Tuesday, October 25, 2005

The Paradox of Witholding Information

We haven't seen much chatter about Dexter Filkins' piece in the Times magazine -- the one about Nathan Sassaman, a Lt. Col. who covered up the killing of an Iraqi and the near-killing of a second. It was a fait accompli that the conservobloggers would ignore it since it's presumably anti-military.

[At the end of the post, we note the amusing irony in that assumption.]

But there's no reason for the Left to give it short shrift. Not when it contains observations like this:

One paradox ... was that the Americans could have shot Marwan and Zaydoon that night, and no American officer would have raised an eyebrow. Two young Iraqi men, in a nasty Sunni town, caught driving a pickup after curfew: Iraqi civilians have been killed for less. But in exploring the possibilities of "nonlethal" force - an idea meant to spare Iraqis, not kill them - the soldiers had crossed a line.

But where is the line? How much more serious was it to throw an Iraqi civilian into the Tigris, which was not approved, than it was to, say, fire an antitank missile into an Iraqi civilian's home, which was? Where is the line that separates nonlethal force that is justified - and sometimes very painful - from nonlethal force that is criminal? At trial, attorneys for Perkins argued that their client should be spared in part because the Army did not adequately prepare its soldiers for the guerrilla war in Iraq. In the words of Joshua Norris, one of Perkins's lawyers, Sassaman's soldiers were operating in a "doctrinal vacuum." The generals wanted higher body counts, and they wanted the insurgency brought under control, but they left the precise tactics up to the soldiers in the field.

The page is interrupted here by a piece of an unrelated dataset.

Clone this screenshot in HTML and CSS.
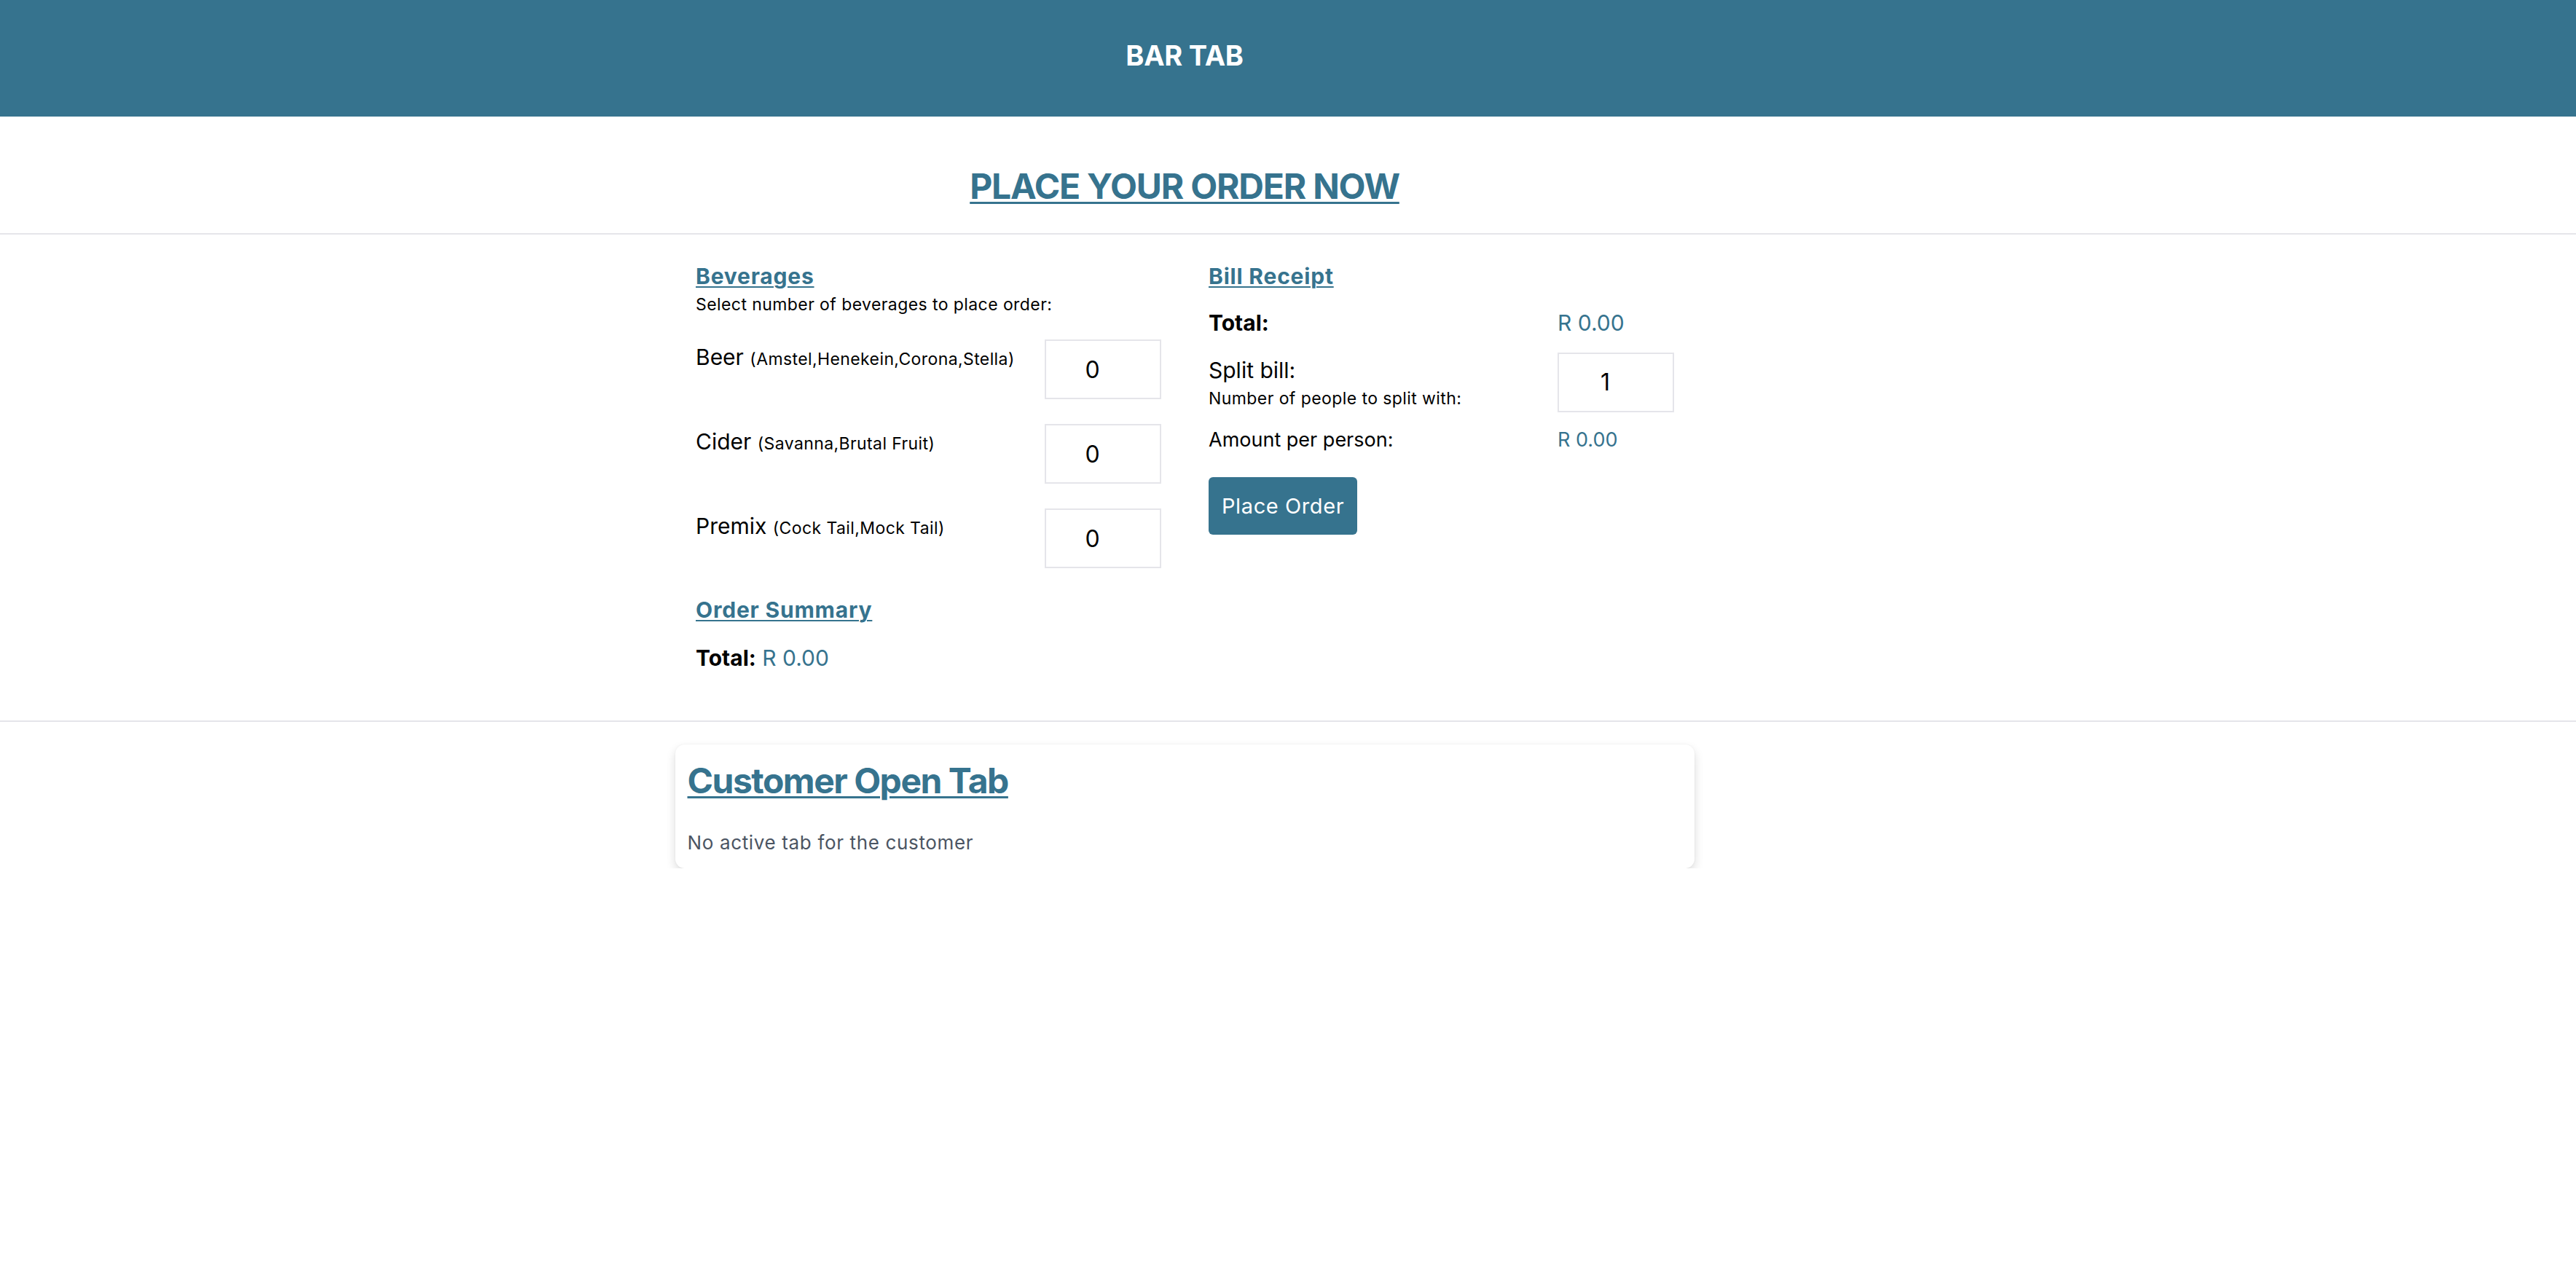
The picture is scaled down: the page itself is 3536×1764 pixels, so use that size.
FILE: index.html
```html
<!DOCTYPE html>
<html lang="en">
<head>
<meta charset="utf-8">
<title>Bar Tab</title>
<link rel="stylesheet" href="styles.css">
</head>
<body>
<header class="topbar">
  <div class="inner">
    <h1 class="brand">BAR TAB</h1>
  </div>
</header>

<section class="hero">
  <div class="inner">
    <h2 class="hero-title">PLACE YOUR ORDER NOW</h2>
  </div>
</section>

<section class="order">
  <div class="inner">
    <div class="columns">
      <div class="col">
        <h3 class="sub">Beverages</h3>
        <p class="hint">Select number of beverages to place order:</p>
        <div class="bev-list">
          <div class="bev-row">
            <label class="bev-label">Beer <small>(Amstel,Henekein,Corona,Stella)</small></label>
            <input class="qty" type="number" value="0" min="0">
          </div>
          <div class="bev-row">
            <label class="bev-label">Cider <small>(Savanna,Brutal Fruit)</small></label>
            <input class="qty" type="number" value="0" min="0">
          </div>
          <div class="bev-row">
            <label class="bev-label">Premix <small>(Cock Tail,Mock Tail)</small></label>
            <input class="qty" type="number" value="0" min="0">
          </div>
        </div>
        <h3 class="sub sub-summary">Order Summary</h3>
        <p class="summary"><strong>Total:</strong> <span class="amount">R 0.00</span></p>
      </div>

      <div class="col">
        <h3 class="sub">Bill Receipt</h3>
        <div class="bill-grid">
          <strong class="bill-total">Total:</strong>
          <span class="amount bill-total-value">R 0.00</span>
          <div class="split-label">
            <div class="split-title">Split bill:</div>
            <div class="hint">Number of people to split with:</div>
          </div>
          <input class="qty" type="number" value="1" min="1">
          <span class="per-person">Amount per person:</span>
          <span class="amount per-person-value">R 0.00</span>
        </div>
        <button class="place-btn" type="button">Place Order</button>
      </div>
    </div>
  </div>
</section>

<section class="tabs">
  <div class="inner">
    <div class="card">
      <h2 class="card-title">Customer Open Tab</h2>
      <p class="card-text">No active tab for the customer</p>
    </div>
  </div>
</section>
</body>
</html>
```

FILE: styles.css
```css
* {
  box-sizing: border-box;
}

body {
  margin: 0;
  font-family: Inter, "Noto Sans", "Liberation Sans", sans-serif;
  line-height: 1.21;
  color: #000;
  background: #fff;
}

.inner {
  width: 3252px;
}

/* header */
.topbar {
  background: #36738e;
  height: 160px;
  padding-top: 54px;
}

.brand {
  margin: 0;
  text-align: center;
  color: #fff;
  font-size: 38px;
  font-weight: 700;
  letter-spacing: -0.2px;
}

/* hero */
.hero {
  padding: 67px 0 35px;
  border-bottom: 2px solid #e5e5ea;
}

.hero-title {
  margin: 0;
  text-align: center;
  color: #36738e;
  font-size: 48px;
  font-weight: 700;
  letter-spacing: -1.2px;
  text-decoration: underline;
  text-decoration-thickness: 3px;
  text-underline-offset: 4px;
}

/* order section */
.order {
  padding: 39px 0 68px;
  border-bottom: 2px solid #e5e5ea;
}

.columns {
  width: 1342px;
  margin: 0 auto;
  display: grid;
  grid-template-columns: 639px 638px;
  column-gap: 65px;
}

.sub {
  margin: 0;
  color: #36738e;
  font-size: 30px;
  font-weight: 700;
  letter-spacing: 0.8px;
  text-decoration: underline;
  text-decoration-thickness: 2px;
  text-underline-offset: 3px;
}

.hint {
  margin: 8px 0 0;
  font-size: 23px;
  line-height: 26px;
  letter-spacing: 0.42px;
}

.bev-list {
  margin-top: 35px;
  display: flex;
  flex-direction: column;
  gap: 34px;
}

.bev-row {
  display: flex;
  justify-content: space-between;
  align-items: flex-start;
}

.bev-label {
  padding-top: 6px;
  font-size: 30px;
}

.bev-label small {
  font-size: 23px;
  letter-spacing: 0.4px;
}

.qty {
  width: 160px;
  height: 82px;
  border: 2px solid #e5e5ea;
  border-radius: 0;
  background: #fff;
  font-family: Inter, "Noto Sans", "Liberation Sans", sans-serif;
  font-size: 32px;
  color: #000;
  text-align: center;
  padding: 0 18px 0 4px;
  outline: none;
}

.qty::-webkit-inner-spin-button {
  opacity: 0;
}

.sub-summary {
  margin-top: 39px;
}

.summary {
  margin: 29px 0 0;
  font-size: 30px;
}

.amount {
  color: #36738e;
  font-weight: 400;
}

/* bill receipt */
.bill-grid {
  margin-top: 28px;
  display: grid;
  grid-template-columns: 479px 159px;
  row-gap: 22px;
  align-items: start;
}

.bill-total,
.bill-total-value {
  font-size: 30px;
}

.split-label {
  padding-top: 6px;
}

.split-title {
  font-size: 30px;
}

.per-person,
.per-person-value {
  font-size: 27px;
}

.place-btn {
  margin-top: 35px;
  height: 79px;
  padding: 0 18px;
  border: none;
  border-radius: 6px;
  background: #36738e;
  color: #fff;
  font-family: Inter, "Noto Sans", "Liberation Sans", sans-serif;
  font-size: 29px;
  letter-spacing: 0.6px;
  cursor: pointer;
}

/* open tab card */
.tabs {
  padding-top: 31px;
}

.card {
  width: 1399px;
  margin: 0 auto;
  padding: 21px 17px 19px;
  border-radius: 13px;
  background: #fff;
  box-shadow: 0 6px 14px rgba(0, 0, 0, 0.14), 0 0 3px rgba(0, 0, 0, 0.05);
}

.card-title {
  margin: 0;
  color: #36738e;
  font-size: 48px;
  font-weight: 700;
  letter-spacing: -1.5px;
  text-decoration: underline;
  text-decoration-thickness: 3px;
  text-underline-offset: 4px;
}

.card-text {
  margin: 40px 0 0;
  font-size: 26px;
  letter-spacing: 0.65px;
  color: #4b5563;
}
```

Is there anything more frightening than seeing the words nonlethal force in one graf and doctrinal vacuum in the next? It's a recipe for Abu Ghraib, certainly, and worse [of course, in that case, Lt. Gen. Ricardo Sanchez said, "I'm tired of this MP mentality; I want them to shoot first and use nonlethal force later." How nice.].

But, for our money, the really chilling part is this:

Sassaman decided that if he tried to explain to [his supervisor] what had happened - that his men had indeed thrown the Iraqis into the water but that they had come out alive - then [his supervisor] would likely go ahead and arrest his men. Sassaman decided that throwing the Iraqis into the Tigris was wrong but not criminal and that publicizing it could whip up anti-American feeling.

Let's assume that "publicizing" is synonymous for media, okay? And let's make that perilous leap and assume that Sassaman's actually telling the truth.

The lesson here is that -- if you believe the Right -- when the Left-leaning media outlets report on military malfeasance, it's flagrantly anti-American or anti-military, or what have you, and brings down the morale of the troops overseas [Austin Bay: The [Abu Ghraib] photos are an anti-American propagandist's centerfold, and provide America-haters with a new Exhibit A to support their perpetual charges of American hypocrisy and decadence. ... They damage American military and political efforts.]. However, in a case when troops actually did commit crimes, the knee-jerk reaction of said military is to cover up said malfeasance for fear of publicity from said Left-leaning media outlets. Which, in turn, would in turn whip up anti-American feelings...

Forgive us, but this is a mobius strip of mendacity.